Objective: Provide nothing beyond the count of lines that include the string "React".

Data shown:

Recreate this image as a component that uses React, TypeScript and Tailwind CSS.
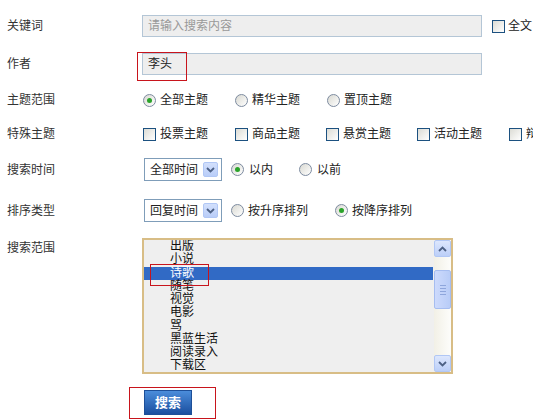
import React from 'react'

const Radio = ({ checked }: { checked?: boolean }) => (
    <span className="w-[13px] h-[13px] shrink-0 rounded-full border border-[#7d8ba0] bg-linear-to-br from-[#d9d9d2] to-white flex items-center justify-center">
        {checked && <span className="w-[5px] h-[5px] rounded-full bg-[#2aa32a]" />}
    </span>
)

const Check = () => (
    <span className="w-[13px] h-[13px] shrink-0 border border-[#1c5180] bg-linear-to-br from-[#dcdcd5] to-white" />
)

const Chevron = ({ up }: { up?: boolean }) => (
    <svg width="9" height="6" viewBox="0 0 9 6">
        <polyline
            points={up ? '1,5 4.5,1.5 8,5' : '1,1 4.5,4.5 8,1'}
            fill="none"
            stroke="#4d6185"
            strokeWidth="1.8"
        />
    </svg>
)

const Select = ({ value }: { value: string }) => (
    <div className="w-[78px] h-[23px] shrink-0 border border-[#7f9db9] bg-white flex items-center">
        <span className="pl-[5px] text-[#222]">{value}</span>
        <span className="ml-auto mr-[3px] w-[15px] h-[15px] rounded-[2px] border border-[#b1c7f5] bg-linear-to-b from-[#d3e0fc] to-[#b9cdf8] flex items-center justify-center">
            <Chevron />
        </span>
    </div>
)

const Label = ({ children, top }: { children: React.ReactNode; top?: boolean }) => (
    <div className={`w-[142px] shrink-0 pl-[7px] text-[#333] ${top ? 'pt-[2px]' : ''}`}>{children}</div>
)

const items = ['出版', '小说', '诗歌', '随笔', '视觉', '电影', '骂', '黑蓝生活', '阅读录入', '下载区']

export default function App() {
    return (
        <div className="w-[533px] h-[420px] overflow-hidden bg-white pt-[15px] text-[12px] leading-[16px] whitespace-nowrap font-['Liberation_Sans','Noto_Sans_CJK_SC',sans-serif]">
            {/* 关键词 */}
            <div className="flex items-center h-[22px]">
                <Label>关键词</Label>
                <div className="w-[340px] h-[22px] shrink-0 border border-[#b4c6d6] bg-[#eeeeee] pl-[5px] flex items-center text-[#999]">
                    请输入搜索内容
                </div>
                <span className="ml-[10px] shrink-0 flex"><Check /></span>
                <span className="ml-[3px] shrink-0 text-[#222]">全文</span>
            </div>

            {/* 作者 */}
            <div className="flex items-center h-[22px] mt-[16px]">
                <Label>作者</Label>
                <div className="relative w-[340px] h-[22px] shrink-0 border border-[#b4c6d6] bg-[#eeeeee] pl-[5px] flex items-center text-[#222]">
                    李头
                    <span className="absolute left-[-6px] top-[-2px] w-[50px] h-[29px] border border-[#c8141c]" />
                </div>
            </div>

            {/* 主题范围 */}
            <div className="flex items-center h-[22px] mt-[14px]">
                <Label>主题范围</Label>
                <div className="flex items-center ml-[1px]">
                    {[
                        { t: '全部主题', c: true },
                        { t: '精华主题', c: false },
                        { t: '置顶主题', c: false },
                    ].map((r, i) => (
                        <div key={i} className="w-[92px] flex items-center gap-[4px] text-[#222]">
                            <Radio checked={r.c} />
                            {r.t}
                        </div>
                    ))}
                </div>
            </div>

            {/* 特殊主题 */}
            <div className="flex items-center h-[22px] mt-[12px]">
                <Label>特殊主题</Label>
                <div className="flex items-center ml-[1px]">
                    {['投票主题', '商品主题', '悬赏主题', '活动主题', '辩论主题'].map((t, i) => (
                        <div key={i} className={`${i === 0 || i === 3 ? 'w-[92px]' : 'w-[91px]'} shrink-0 flex items-center gap-[4px] text-[#222]`}>
                            <Check />
                            {t}
                        </div>
                    ))}
                </div>
            </div>

            {/* 搜索时间 */}
            <div className="flex items-center h-[23px] mt-[13px]">
                <Label>搜索时间</Label>
                <div className="flex items-center ml-[2px]">
                    <Select value="全部时间" />
                    <div className="flex items-center gap-[5px] ml-[9px] text-[#222]">
                        <Radio checked />
                        以内
                    </div>
                    <div className="flex items-center gap-[5px] ml-[26px] text-[#222]">
                        <Radio />
                        以前
                    </div>
                </div>
            </div>

            {/* 排序类型 */}
            <div className="flex items-center h-[23px] mt-[18px]">
                <Label>排序类型</Label>
                <div className="flex items-center ml-[2px]">
                    <Select value="回复时间" />
                    <div className="flex items-center gap-[4px] ml-[9px] text-[#222]">
                        <Radio />
                        按升序排列
                    </div>
                    <div className="flex items-center gap-[4px] ml-[27px] text-[#222]">
                        <Radio checked />
                        按降序排列
                    </div>
                </div>
            </div>

            {/* 搜索范围 */}
            <div className="flex items-start mt-[16px]">
                <Label top>搜索范围</Label>
                <div className="w-[311px] h-[136px] shrink-0 border-2 border-[#d8bd86] bg-[#efefef] flex">
                    <div className="relative flex-1 overflow-hidden">
                        {items.map((t, i) => (
                            <div
                                key={i}
                                className={`h-[13.25px] leading-[13.25px] pl-[26px] mr-[1px] ${i === 2 ? 'bg-[#316ac5] text-white' : 'text-[#111]'}`}
                            >
                                {t}
                            </div>
                        ))}
                        <span className="absolute left-[6px] top-[24px] w-[59px] h-[22px] border border-[#c8141c]" />
                    </div>
                    <div className="w-[17px] shrink-0 flex flex-col bg-linear-to-r from-[#f2f0e6] to-[#fdfdfb]">
                        <div className="h-[17px] rounded-[2px] border border-[#b1c7f5] bg-linear-to-b from-[#dde7fd] to-[#bccff8] flex items-center justify-center">
                            <Chevron up />
                        </div>
                        <div className="mt-[13px] h-[39px] rounded-[2px] border border-[#a6bdf0] bg-linear-to-r from-[#cddafc] to-[#b8ccf7] flex flex-col items-center justify-center gap-[2px]">
                            <span className="w-[6px] h-px bg-[#8ea6dc]" />
                            <span className="w-[6px] h-px bg-[#8ea6dc]" />
                            <span className="w-[6px] h-px bg-[#8ea6dc]" />
                            <span className="w-[6px] h-px bg-[#8ea6dc]" />
                        </div>
                        <div className="mt-auto h-[17px] rounded-[2px] border border-[#b1c7f5] bg-linear-to-b from-[#dde7fd] to-[#bccff8] flex items-center justify-center">
                            <Chevron />
                        </div>
                    </div>
                </div>
            </div>

            {/* 搜索按钮 */}
            <div className="flex mt-[16px]">
                <div className="relative ml-[144px]">
                    <button className="w-[48px] h-[25px] border border-[#1d4f98] bg-linear-to-b from-[#4b8ddb] to-[#1b4f9f] text-white font-bold text-[13px] flex items-center justify-center">
                        搜索
                    </button>
                    <span className="absolute left-[-15px] top-[-3px] w-[87px] h-[32px] border border-[#c8141c]" />
                </div>
            </div>
        </div>
    )
}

Response to the exercise: 3